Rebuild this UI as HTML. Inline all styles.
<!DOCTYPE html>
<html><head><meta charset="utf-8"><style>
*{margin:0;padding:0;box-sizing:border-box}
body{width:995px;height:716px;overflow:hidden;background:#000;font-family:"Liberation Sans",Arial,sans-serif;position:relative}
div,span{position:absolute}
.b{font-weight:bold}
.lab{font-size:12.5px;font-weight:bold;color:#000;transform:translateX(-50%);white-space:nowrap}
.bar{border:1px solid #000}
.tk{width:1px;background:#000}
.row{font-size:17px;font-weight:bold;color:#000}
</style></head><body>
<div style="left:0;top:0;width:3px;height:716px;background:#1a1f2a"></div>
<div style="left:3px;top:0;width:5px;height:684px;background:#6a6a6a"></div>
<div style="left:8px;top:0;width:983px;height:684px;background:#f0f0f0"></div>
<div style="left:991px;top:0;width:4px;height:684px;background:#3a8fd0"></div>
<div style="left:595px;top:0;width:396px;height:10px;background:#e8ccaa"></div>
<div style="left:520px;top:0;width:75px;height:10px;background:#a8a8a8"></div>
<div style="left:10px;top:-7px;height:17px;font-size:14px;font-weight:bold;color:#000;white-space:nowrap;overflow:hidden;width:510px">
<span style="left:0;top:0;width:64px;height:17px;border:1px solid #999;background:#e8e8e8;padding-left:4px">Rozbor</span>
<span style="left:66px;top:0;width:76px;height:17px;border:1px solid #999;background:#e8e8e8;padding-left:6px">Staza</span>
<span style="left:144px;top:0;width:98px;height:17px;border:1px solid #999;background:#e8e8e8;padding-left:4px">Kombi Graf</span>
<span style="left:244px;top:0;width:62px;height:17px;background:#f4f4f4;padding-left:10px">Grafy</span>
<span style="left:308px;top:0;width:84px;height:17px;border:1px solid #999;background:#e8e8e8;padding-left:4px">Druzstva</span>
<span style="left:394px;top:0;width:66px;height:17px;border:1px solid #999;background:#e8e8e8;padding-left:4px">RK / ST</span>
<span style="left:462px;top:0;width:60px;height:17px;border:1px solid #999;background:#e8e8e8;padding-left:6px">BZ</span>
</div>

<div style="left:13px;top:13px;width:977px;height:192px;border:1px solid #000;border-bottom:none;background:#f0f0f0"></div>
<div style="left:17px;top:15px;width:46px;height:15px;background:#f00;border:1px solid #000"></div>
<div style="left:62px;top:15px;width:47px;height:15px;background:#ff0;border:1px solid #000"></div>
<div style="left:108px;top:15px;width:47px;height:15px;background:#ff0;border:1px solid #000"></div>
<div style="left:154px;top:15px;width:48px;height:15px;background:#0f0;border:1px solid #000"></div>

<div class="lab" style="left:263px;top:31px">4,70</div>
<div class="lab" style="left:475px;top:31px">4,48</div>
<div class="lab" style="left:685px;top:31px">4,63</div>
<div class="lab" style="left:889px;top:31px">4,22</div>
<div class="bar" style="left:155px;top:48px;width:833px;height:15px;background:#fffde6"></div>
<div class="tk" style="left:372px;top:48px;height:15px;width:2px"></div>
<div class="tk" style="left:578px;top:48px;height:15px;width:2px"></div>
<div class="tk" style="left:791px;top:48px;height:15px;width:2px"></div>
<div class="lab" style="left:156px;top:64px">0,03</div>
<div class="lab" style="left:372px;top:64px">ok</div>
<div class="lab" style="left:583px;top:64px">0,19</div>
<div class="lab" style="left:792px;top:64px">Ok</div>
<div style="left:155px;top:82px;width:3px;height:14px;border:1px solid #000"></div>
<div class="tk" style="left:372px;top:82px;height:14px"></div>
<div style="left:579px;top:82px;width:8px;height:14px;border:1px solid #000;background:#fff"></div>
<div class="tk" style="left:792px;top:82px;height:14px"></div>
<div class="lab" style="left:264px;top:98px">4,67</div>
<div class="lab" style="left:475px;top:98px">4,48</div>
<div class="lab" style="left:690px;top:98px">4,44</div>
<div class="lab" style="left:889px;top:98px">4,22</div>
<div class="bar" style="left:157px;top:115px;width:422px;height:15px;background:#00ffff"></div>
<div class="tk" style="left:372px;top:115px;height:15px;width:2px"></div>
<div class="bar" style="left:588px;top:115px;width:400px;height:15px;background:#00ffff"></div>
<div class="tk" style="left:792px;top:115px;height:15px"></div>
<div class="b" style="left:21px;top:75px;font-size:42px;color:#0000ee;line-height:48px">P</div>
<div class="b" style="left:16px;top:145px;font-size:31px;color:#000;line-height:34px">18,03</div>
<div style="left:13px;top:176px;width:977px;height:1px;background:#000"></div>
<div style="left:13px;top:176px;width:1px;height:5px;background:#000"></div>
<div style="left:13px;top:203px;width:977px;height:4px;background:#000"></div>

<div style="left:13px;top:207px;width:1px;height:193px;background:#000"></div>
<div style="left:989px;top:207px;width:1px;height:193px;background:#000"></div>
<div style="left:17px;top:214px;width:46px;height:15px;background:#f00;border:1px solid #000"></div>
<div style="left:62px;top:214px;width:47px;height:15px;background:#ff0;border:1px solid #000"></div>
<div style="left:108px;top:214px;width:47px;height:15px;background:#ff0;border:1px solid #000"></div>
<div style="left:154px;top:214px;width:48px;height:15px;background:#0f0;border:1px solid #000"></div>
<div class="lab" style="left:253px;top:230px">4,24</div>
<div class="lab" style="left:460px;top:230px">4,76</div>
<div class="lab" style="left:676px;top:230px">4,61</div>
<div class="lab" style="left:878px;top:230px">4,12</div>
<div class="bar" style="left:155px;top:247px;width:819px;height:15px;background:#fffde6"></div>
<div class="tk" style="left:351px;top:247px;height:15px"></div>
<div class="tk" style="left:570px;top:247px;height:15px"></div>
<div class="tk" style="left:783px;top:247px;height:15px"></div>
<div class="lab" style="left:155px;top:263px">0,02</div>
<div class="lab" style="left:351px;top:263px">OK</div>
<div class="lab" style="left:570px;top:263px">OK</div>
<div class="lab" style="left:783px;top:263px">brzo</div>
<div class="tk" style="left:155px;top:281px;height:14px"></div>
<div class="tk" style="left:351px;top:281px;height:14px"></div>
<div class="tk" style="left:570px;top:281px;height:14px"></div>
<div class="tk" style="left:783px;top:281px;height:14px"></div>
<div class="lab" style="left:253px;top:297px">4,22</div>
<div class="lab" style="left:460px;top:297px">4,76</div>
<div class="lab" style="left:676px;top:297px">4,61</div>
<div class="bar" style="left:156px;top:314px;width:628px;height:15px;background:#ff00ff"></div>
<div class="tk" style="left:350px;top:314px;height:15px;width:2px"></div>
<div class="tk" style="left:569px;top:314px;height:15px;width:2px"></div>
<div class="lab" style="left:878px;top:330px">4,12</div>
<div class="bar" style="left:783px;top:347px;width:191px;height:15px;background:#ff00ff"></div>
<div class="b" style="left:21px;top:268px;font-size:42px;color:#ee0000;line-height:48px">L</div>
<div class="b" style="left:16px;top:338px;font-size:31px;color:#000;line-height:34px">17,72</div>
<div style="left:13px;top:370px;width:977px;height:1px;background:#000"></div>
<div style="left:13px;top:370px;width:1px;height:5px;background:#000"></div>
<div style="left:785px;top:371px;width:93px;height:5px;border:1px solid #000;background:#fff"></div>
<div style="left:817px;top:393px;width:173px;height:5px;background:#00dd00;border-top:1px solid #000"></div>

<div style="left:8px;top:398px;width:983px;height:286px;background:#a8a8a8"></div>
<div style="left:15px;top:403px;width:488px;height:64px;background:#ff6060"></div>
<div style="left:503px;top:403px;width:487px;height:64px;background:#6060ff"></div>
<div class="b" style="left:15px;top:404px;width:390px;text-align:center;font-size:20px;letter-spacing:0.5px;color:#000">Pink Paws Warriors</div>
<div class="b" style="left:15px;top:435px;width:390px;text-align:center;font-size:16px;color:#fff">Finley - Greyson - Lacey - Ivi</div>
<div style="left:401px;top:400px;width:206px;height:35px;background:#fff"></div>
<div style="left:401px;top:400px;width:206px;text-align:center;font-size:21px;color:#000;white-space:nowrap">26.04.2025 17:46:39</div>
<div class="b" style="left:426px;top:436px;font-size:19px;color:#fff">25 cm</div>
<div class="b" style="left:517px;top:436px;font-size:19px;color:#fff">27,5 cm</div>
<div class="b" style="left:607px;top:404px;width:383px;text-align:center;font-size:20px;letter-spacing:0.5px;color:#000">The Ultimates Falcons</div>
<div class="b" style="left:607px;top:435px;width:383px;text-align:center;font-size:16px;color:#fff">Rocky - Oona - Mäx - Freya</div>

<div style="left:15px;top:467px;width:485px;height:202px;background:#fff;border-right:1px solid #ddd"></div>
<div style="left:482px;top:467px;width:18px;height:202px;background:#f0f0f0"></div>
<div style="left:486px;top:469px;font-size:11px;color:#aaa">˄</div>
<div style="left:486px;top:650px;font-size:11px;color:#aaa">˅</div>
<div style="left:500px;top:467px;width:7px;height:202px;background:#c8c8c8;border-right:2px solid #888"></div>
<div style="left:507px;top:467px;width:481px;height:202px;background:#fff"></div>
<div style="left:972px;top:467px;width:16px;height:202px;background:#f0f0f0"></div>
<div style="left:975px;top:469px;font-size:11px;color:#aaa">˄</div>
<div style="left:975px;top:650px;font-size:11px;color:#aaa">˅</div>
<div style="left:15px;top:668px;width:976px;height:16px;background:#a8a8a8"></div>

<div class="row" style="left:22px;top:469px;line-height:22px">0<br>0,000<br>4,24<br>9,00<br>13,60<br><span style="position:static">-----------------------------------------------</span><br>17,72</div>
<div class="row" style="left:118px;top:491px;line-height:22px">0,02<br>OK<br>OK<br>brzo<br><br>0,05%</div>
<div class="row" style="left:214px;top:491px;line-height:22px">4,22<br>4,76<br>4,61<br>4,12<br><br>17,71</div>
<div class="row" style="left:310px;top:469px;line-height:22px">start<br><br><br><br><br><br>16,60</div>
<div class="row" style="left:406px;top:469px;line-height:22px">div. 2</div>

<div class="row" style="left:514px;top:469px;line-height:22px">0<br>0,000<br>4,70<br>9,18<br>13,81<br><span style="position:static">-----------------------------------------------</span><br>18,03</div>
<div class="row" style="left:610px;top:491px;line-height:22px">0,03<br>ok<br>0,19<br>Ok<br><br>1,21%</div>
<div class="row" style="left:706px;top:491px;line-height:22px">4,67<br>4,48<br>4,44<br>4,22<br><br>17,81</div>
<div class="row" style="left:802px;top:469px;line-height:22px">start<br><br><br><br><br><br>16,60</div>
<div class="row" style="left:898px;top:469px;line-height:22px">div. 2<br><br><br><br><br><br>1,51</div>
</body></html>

---

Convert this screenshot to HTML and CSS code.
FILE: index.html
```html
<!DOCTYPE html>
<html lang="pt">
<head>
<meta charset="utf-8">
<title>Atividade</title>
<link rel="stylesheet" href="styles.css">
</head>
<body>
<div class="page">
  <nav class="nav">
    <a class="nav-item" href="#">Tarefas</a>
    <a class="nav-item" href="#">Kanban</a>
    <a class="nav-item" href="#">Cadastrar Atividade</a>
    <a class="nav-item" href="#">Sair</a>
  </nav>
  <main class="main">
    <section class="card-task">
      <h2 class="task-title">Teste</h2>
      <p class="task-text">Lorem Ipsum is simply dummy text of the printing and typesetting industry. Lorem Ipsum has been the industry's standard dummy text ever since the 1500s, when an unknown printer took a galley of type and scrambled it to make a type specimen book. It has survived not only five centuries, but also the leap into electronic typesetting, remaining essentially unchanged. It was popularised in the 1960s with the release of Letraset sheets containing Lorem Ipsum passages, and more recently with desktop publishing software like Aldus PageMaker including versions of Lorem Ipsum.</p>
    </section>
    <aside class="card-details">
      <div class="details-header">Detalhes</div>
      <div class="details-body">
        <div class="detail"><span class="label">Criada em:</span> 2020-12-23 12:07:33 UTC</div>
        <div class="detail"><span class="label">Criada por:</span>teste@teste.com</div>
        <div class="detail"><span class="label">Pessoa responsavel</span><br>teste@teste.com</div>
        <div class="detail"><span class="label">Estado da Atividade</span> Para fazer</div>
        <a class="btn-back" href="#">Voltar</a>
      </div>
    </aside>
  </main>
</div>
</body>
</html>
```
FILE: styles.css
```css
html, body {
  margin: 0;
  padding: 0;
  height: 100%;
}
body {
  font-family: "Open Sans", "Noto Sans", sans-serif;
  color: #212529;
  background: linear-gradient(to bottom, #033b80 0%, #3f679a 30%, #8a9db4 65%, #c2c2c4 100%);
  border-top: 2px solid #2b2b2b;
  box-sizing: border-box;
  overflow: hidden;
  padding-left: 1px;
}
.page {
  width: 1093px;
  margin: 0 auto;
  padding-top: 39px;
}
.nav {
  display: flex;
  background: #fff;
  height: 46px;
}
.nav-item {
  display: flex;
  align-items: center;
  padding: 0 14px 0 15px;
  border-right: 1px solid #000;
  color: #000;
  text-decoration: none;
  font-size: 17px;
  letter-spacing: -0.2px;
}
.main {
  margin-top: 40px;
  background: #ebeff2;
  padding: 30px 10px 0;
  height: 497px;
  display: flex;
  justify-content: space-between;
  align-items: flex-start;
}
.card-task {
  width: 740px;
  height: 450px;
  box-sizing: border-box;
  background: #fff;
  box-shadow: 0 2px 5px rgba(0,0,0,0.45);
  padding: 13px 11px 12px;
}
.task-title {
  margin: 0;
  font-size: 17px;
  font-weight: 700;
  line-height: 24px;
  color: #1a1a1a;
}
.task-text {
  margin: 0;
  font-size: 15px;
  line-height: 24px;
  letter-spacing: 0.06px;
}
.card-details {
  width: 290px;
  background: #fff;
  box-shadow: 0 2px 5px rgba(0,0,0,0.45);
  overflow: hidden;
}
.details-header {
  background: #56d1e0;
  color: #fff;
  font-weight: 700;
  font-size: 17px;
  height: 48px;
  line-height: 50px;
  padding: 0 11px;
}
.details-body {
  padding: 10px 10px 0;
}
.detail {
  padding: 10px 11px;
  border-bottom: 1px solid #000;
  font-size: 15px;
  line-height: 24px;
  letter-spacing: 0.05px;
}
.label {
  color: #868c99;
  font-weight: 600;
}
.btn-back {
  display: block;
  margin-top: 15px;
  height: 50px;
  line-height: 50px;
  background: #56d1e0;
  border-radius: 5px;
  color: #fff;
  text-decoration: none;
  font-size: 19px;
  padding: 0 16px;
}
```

...

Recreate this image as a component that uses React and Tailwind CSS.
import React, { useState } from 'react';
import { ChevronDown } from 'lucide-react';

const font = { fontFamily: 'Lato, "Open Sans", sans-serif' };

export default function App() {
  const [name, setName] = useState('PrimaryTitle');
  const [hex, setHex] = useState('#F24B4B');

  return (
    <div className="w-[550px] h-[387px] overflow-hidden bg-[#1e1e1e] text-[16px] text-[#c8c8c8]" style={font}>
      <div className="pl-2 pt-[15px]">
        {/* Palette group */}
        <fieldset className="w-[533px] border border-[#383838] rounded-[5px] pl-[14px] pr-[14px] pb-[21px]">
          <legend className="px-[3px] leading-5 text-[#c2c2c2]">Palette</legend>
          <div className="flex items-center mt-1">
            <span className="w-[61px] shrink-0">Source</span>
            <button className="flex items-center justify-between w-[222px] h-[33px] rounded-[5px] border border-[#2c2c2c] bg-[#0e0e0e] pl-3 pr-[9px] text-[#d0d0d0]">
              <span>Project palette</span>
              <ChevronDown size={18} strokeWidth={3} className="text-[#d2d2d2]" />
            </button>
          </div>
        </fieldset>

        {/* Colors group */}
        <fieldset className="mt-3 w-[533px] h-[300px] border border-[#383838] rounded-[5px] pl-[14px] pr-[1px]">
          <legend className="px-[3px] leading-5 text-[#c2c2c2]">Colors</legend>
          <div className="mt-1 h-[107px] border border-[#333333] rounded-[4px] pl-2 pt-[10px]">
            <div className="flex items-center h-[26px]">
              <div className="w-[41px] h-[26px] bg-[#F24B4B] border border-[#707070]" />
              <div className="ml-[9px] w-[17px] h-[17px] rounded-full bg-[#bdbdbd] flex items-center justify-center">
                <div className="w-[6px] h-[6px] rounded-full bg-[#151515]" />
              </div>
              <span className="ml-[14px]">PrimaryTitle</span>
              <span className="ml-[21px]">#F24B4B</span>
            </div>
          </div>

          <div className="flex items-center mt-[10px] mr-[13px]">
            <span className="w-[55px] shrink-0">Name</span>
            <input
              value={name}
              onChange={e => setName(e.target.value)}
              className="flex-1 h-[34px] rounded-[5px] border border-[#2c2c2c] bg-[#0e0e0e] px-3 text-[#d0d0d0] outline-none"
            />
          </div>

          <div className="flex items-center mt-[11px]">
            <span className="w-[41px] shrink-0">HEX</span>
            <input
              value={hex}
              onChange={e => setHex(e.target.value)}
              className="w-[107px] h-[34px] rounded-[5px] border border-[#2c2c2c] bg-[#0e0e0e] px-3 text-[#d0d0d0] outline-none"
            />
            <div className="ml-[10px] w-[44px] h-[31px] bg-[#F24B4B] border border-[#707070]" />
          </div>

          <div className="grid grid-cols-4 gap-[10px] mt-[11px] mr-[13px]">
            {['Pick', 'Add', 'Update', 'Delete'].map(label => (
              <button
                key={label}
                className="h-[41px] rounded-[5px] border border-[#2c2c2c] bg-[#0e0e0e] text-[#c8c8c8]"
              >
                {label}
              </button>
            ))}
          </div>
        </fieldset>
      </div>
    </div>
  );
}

» Aim
Give the count of lines holding the word "this", with no other words.

» The answer
3